Some analysts have boosted their outlooks Tesla’s stock following Wednesday’s results. Analysts at Wolfe Research upgraded the stock to outperform from peer perform. Morgan Stanley increased estimates for fourth-quarter free cash flow to $544 million from $159 million, while maintaining a $291 price target and equal-weight rating.

Others, however, are approaching the company’s promises of profitability with caution. In a note published on Thursday, UBS analyst Colin Langain wrote that Tesla posted “profitability at last, just don’t get used to it.”
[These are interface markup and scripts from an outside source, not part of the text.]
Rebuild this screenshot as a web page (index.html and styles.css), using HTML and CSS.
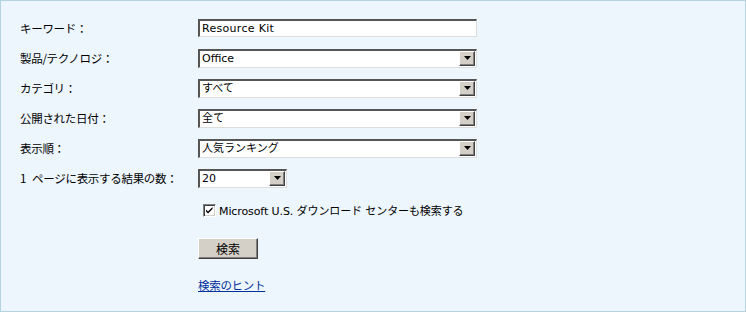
FILE: index.html
```html
<!DOCTYPE html>
<html lang="ja">
<head>
<meta charset="utf-8">
<link rel="stylesheet" href="styles.css">
</head>
<body>
<div class="panel">
  <div class="form">
    <div class="label">キーワード：</div>
    <div class="field"><div class="textbox">Resource Kit</div></div>

    <div class="label">製品/テクノロジ：</div>
    <div class="field"><div class="select wide"><span class="val">Office</span><span class="arrow"><svg width="7" height="4" viewBox="0 0 7 4"><path d="M0 0h7L3.5 4z" fill="#000"/></svg></span></div></div>

    <div class="label">カテゴリ：</div>
    <div class="field"><div class="select wide"><span class="val">すべて</span><span class="arrow"><svg width="7" height="4" viewBox="0 0 7 4"><path d="M0 0h7L3.5 4z" fill="#000"/></svg></span></div></div>

    <div class="label">公開された日付：</div>
    <div class="field"><div class="select wide"><span class="val">全て</span><span class="arrow"><svg width="7" height="4" viewBox="0 0 7 4"><path d="M0 0h7L3.5 4z" fill="#000"/></svg></span></div></div>

    <div class="label">表示順：</div>
    <div class="field"><div class="select wide"><span class="val">人気ランキング</span><span class="arrow"><svg width="7" height="4" viewBox="0 0 7 4"><path d="M0 0h7L3.5 4z" fill="#000"/></svg></span></div></div>

    <div class="label"><span class="one">1</span>ページに表示する結果の数：</div>
    <div class="field"><div class="select narrow"><span class="val">20</span><span class="arrow"><svg width="7" height="4" viewBox="0 0 7 4"><path d="M0 0h7L3.5 4z" fill="#000"/></svg></span></div></div>

    <div class="label"></div>
    <div class="field check-row">
      <span class="checkbox"><svg width="9" height="9" viewBox="0 0 9 9"><path d="M1 3.5l2 2 4.5-4.5v2L3 7.5 1 5.5z" fill="#000"/></svg></span>
      <span class="check-text">Microsoft U.S. ダウンロード センターも検索する</span>
    </div>

    <div class="label"></div>
    <div class="field"><span class="button">検索</span></div>

    <div class="label"></div>
    <div class="field"><a class="hint" href="#">検索のヒント</a></div>
  </div>
</div>
</body>
</html>
```

FILE: styles.css
```css
html, body {
  margin: 0;
  padding: 0;
}
body {
  font-family: "Noto Sans CJK JP", "DejaVu Sans", sans-serif;
  font-size: 12px;
  color: #000;
}
.panel {
  box-sizing: border-box;
  width: 746px;
  height: 312px;
  background: #edf5fd;
  border: 1px solid #b5d3e0;
  padding: 12px 0 0 19px;
}
.form {
  display: grid;
  grid-template-columns: 178px 300px;
  grid-template-rows: repeat(6, 30px) 34px 42px 32px;
}
.label {
  display: flex;
  align-items: center;
  font-size: 11.5px;
  letter-spacing: -0.3px;
  white-space: nowrap;
}
.one {
  margin-right: 6px;
}
.field {
  display: flex;
  align-items: center;
}
.textbox {
  box-sizing: border-box;
  width: 279px;
  height: 18px;
  background: #fff;
  border-top: 2px solid #555;
  border-left: 2px solid #555;
  border-right: 1px solid #ddd;
  border-bottom: 1px solid #ddd;
  font-family: "DejaVu Sans", sans-serif;
  font-size: 11px;
  line-height: 15px;
  padding-left: 2px;
  letter-spacing: 0.3px;
}
.select {
  box-sizing: border-box;
  height: 19px;
  background: #fff;
  border-top: 2px solid #555;
  border-left: 2px solid #555;
  border-right: 1px solid #ddd;
  border-bottom: 1px solid #ddd;
  display: flex;
  align-items: stretch;
}
.select.wide { width: 279px; }
.select.narrow { width: 89px; }
.val {
  flex: 1;
  font-family: "DejaVu Sans", "Noto Sans CJK JP", sans-serif;
  font-size: 11px;
  line-height: 16px;
  padding-left: 2px;
}
.arrow {
  box-sizing: border-box;
  width: 16px;
  height: 15px;
  margin: 0 1px 0 0;
  background: #d4d0c8;
  border-top: 1px solid #fff;
  border-left: 1px solid #fff;
  border-right: 1px solid #404040;
  border-bottom: 1px solid #404040;
  box-shadow: inset -1px -1px 0 #808080;
  display: flex;
  align-items: center;
  justify-content: center;
}
.check-row {
  padding-left: 5px;
}
.checkbox {
  box-sizing: border-box;
  width: 13px;
  height: 13px;
  background: #fff;
  border-top: 1px solid #808080;
  border-left: 1px solid #808080;
  border-right: 1px solid #fff;
  border-bottom: 1px solid #fff;
  box-shadow: inset 1px 1px 0 #404040, inset -1px -1px 0 #d4d0c8;
  display: flex;
  align-items: center;
  justify-content: center;
  margin-right: 3px;
}
.check-text {
  font-family: "DejaVu Sans", "Noto Sans CJK JP", sans-serif;
  font-size: 11px;
  letter-spacing: -0.1px;
}
.button {
  box-sizing: border-box;
  width: 60px;
  height: 21px;
  background: #d4d0c8;
  border-top: 1px solid #fff;
  border-left: 1px solid #fff;
  border-right: 1px solid #404040;
  border-bottom: 1px solid #404040;
  box-shadow: inset -1px -1px 0 #808080;
  display: flex;
  align-items: center;
  justify-content: center;
  font-size: 12px;
}
.hint {
  color: #00309c;
  font-size: 11.5px;
  letter-spacing: -0.3px;
}
```
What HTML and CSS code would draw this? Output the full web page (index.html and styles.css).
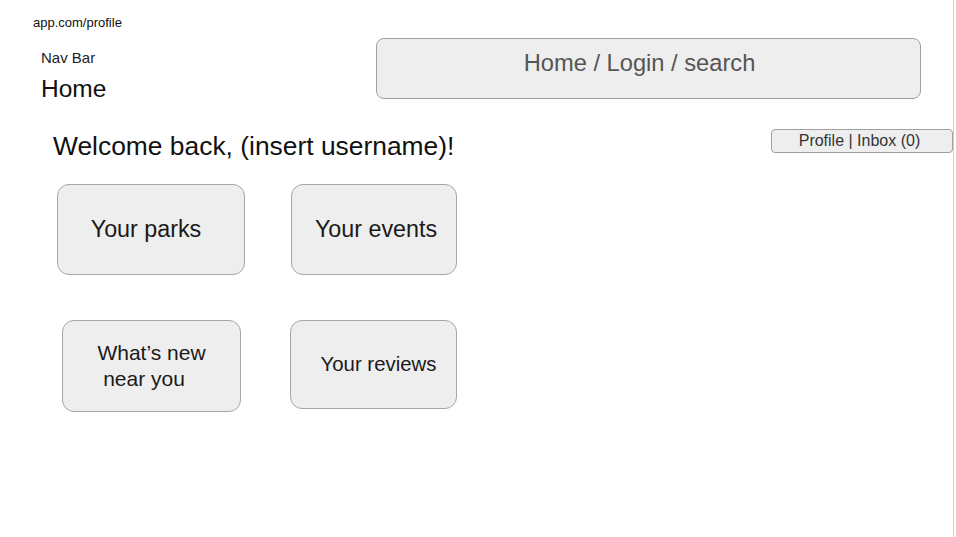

“While TSLA claims it will be profitable and cash-flow positive going forward, we do not see that as likely with declining prices,” Langan wrote. “TSLA also claims to have no plans for a capital raise; however our view on a Q4 or 2019 capital raise is unchanged as Tesla will need to invest to expand Fremont production, build a China factory, ramp Model Y, and expand infrastructure.”

Musk has had quite the year. Here is he on September 17, 2018 (Photo by DAVID MCNEW / AFP / Getty Images)

Musk said Wednesday that Tesla’s “current operating plan is to pay off our debts and not to refinance them…and reduce the debt load and overall leverage of the company.” The executive has continuously shot down analysts’ predictions that the company would need to raise billions of dollars in new capital. Tesla reported that it had about $3 billion in cash at the end of the third quarter and burnt through about $1.8 billion in cash in the first half of 2018.

Even if Musk does deliver on his cash-flow positive promises, an additional debt or equity raise wouldn’t be the worst thing for the company given its ambitious plans for overseas production, Korus said. Tesla announced plans to move part of its production to China in 2019, where it intends to produce 250,000 Model 3s and Model Ys annually.

“We would actually be very excited if they did raise capital to invest further, especially with this plant just starting up in China,” Korus said. “If they could accelerate that by raising capital, we’d just be more than happy for them to do that.”